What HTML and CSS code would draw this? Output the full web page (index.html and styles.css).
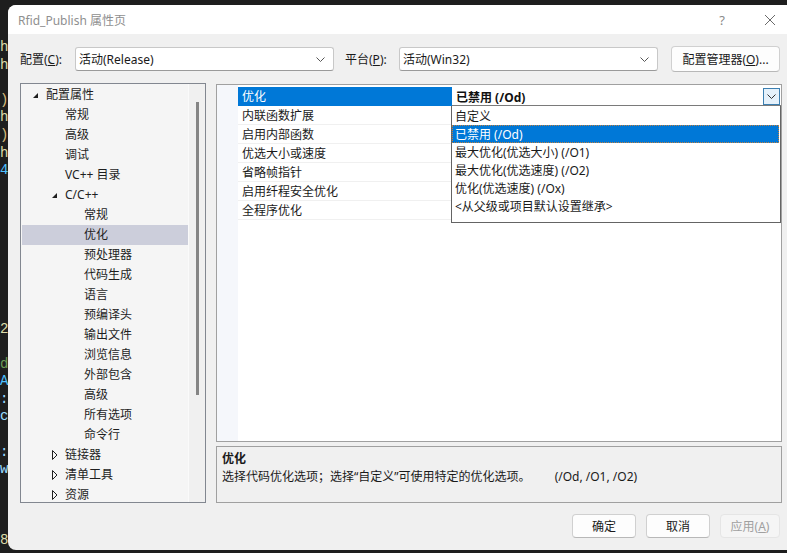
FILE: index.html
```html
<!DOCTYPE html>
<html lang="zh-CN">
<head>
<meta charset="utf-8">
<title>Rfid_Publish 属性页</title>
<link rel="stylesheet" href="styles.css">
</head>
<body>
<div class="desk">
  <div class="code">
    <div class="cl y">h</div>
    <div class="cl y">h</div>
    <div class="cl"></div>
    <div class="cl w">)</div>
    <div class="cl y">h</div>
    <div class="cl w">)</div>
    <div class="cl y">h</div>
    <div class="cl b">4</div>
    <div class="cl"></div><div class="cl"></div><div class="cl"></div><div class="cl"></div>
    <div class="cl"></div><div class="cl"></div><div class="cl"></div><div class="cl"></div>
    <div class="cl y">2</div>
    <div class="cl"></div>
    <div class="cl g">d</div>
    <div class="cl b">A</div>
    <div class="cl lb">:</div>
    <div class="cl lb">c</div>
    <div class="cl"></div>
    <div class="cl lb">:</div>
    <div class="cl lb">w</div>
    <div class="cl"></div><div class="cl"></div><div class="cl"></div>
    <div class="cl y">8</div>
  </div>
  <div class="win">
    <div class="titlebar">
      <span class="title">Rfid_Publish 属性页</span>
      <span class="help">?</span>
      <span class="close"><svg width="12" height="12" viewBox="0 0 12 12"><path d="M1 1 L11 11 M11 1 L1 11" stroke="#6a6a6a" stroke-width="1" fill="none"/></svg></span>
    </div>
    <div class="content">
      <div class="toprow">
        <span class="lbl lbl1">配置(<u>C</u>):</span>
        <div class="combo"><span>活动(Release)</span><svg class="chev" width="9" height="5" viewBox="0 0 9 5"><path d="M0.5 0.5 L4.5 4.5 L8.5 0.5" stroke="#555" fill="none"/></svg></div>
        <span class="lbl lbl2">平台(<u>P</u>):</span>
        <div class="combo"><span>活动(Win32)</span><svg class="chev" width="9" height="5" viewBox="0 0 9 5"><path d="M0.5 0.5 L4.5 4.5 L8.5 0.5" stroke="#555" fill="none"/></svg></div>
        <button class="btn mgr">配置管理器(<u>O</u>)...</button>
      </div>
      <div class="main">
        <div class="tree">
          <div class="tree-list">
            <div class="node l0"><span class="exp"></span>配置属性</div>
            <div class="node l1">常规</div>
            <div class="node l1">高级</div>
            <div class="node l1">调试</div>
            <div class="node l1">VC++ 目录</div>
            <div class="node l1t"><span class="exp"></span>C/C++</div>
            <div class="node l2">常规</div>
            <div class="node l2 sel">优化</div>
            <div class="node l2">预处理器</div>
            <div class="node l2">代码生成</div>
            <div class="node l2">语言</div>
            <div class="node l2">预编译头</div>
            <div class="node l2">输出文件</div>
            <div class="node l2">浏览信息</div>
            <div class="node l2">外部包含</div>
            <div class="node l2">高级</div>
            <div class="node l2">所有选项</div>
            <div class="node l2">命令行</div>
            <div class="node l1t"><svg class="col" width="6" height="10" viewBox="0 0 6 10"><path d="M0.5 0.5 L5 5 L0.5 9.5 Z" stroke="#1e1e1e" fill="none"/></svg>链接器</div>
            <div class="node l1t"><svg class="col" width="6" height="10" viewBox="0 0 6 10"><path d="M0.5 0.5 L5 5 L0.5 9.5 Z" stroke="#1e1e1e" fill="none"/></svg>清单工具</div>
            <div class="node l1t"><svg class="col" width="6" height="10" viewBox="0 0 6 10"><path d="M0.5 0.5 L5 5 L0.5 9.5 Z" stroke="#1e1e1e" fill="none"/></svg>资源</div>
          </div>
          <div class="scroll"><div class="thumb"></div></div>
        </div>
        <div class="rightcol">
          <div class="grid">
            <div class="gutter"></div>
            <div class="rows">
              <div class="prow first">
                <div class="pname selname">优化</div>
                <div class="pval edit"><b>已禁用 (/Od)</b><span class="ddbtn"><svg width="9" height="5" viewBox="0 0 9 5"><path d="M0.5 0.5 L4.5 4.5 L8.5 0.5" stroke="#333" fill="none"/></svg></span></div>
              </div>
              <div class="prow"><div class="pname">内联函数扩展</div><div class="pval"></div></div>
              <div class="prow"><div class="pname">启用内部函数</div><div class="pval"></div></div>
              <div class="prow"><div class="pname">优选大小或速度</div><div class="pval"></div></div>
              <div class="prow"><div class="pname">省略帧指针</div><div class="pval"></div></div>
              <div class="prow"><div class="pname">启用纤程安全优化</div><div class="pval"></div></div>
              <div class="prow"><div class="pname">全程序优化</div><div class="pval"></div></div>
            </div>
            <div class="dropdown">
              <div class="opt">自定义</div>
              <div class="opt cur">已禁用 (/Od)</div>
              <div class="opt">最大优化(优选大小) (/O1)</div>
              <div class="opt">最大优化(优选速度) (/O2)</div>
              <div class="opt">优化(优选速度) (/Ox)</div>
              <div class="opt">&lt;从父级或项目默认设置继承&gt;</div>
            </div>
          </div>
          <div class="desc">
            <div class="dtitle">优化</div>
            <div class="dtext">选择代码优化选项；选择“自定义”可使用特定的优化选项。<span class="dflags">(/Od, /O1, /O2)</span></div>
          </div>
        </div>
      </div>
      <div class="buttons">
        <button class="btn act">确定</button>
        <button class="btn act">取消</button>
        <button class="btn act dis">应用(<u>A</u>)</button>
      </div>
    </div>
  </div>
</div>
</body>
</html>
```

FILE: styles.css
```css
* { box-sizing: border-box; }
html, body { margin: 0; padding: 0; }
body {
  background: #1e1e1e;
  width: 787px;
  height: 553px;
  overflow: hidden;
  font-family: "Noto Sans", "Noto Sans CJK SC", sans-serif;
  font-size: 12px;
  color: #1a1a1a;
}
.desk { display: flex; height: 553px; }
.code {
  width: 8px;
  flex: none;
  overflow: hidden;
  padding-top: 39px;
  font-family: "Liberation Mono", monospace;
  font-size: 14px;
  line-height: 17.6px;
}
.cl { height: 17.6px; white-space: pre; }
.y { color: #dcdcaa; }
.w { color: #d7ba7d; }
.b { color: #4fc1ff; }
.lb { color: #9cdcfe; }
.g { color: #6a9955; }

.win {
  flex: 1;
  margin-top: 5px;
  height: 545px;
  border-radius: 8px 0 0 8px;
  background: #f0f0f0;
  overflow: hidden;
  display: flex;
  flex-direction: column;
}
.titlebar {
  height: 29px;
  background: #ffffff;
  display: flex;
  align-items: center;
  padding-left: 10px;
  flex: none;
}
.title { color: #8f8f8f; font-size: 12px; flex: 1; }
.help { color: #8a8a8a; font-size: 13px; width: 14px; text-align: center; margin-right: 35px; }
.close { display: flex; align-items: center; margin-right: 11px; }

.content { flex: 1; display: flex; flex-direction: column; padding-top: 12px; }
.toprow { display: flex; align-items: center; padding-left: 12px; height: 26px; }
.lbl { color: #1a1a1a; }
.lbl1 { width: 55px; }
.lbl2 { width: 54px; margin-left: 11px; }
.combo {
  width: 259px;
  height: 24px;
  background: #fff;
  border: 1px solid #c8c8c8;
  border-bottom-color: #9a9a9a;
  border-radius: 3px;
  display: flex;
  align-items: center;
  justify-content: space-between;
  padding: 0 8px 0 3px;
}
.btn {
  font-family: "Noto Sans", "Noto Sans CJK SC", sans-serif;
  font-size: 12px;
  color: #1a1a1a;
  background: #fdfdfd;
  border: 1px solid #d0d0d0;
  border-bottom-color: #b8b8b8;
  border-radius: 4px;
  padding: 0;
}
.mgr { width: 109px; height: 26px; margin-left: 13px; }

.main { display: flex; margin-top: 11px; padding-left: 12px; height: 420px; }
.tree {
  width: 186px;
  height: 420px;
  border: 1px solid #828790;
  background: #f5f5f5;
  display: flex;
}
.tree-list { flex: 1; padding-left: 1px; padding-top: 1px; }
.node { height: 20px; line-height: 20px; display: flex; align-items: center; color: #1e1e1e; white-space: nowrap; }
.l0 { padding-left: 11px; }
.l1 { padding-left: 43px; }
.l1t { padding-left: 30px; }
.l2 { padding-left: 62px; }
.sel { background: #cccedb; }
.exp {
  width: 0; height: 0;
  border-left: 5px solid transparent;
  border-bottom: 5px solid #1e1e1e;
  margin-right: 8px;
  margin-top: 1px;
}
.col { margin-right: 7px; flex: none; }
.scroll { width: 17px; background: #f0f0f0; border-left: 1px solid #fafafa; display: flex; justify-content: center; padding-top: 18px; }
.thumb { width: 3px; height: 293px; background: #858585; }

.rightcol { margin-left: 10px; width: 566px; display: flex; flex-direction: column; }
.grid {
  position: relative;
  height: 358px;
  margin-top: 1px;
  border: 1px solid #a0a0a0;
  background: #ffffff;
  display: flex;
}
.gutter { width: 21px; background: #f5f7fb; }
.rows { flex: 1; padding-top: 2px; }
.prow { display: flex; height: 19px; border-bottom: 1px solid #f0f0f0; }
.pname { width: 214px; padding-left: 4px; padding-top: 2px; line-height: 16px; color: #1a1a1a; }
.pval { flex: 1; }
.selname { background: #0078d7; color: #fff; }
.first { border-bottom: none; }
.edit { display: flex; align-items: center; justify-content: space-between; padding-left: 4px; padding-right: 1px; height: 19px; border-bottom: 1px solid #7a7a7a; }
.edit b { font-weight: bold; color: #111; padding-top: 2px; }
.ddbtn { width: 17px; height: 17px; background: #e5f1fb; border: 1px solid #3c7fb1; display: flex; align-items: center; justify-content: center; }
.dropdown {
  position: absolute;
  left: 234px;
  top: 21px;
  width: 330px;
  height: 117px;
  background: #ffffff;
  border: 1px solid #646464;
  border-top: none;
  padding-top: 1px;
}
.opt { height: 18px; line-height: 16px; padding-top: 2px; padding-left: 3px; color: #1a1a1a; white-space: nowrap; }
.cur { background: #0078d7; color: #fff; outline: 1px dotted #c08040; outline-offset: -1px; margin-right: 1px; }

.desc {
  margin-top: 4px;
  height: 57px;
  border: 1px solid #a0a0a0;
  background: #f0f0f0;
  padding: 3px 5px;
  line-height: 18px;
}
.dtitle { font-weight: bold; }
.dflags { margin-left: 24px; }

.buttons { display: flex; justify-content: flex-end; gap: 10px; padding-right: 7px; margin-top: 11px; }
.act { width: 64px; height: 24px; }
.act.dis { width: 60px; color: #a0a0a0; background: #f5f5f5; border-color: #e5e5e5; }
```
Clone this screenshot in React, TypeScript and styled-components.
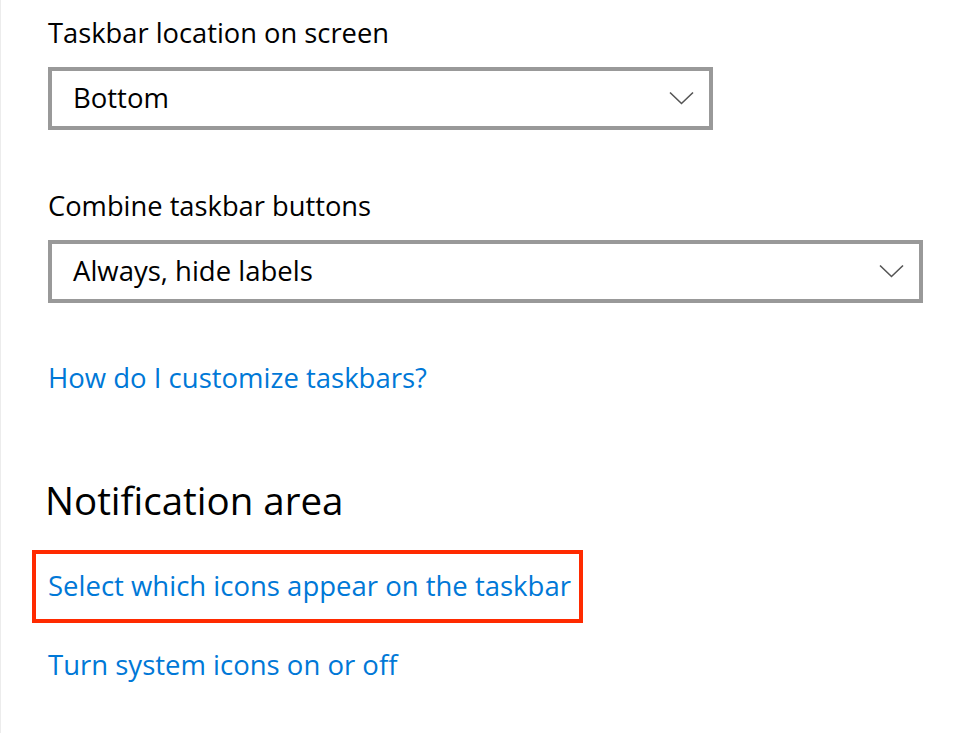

• Direction: The word "index" appears in how many lines of the records? Give the number only.

• Task response: 2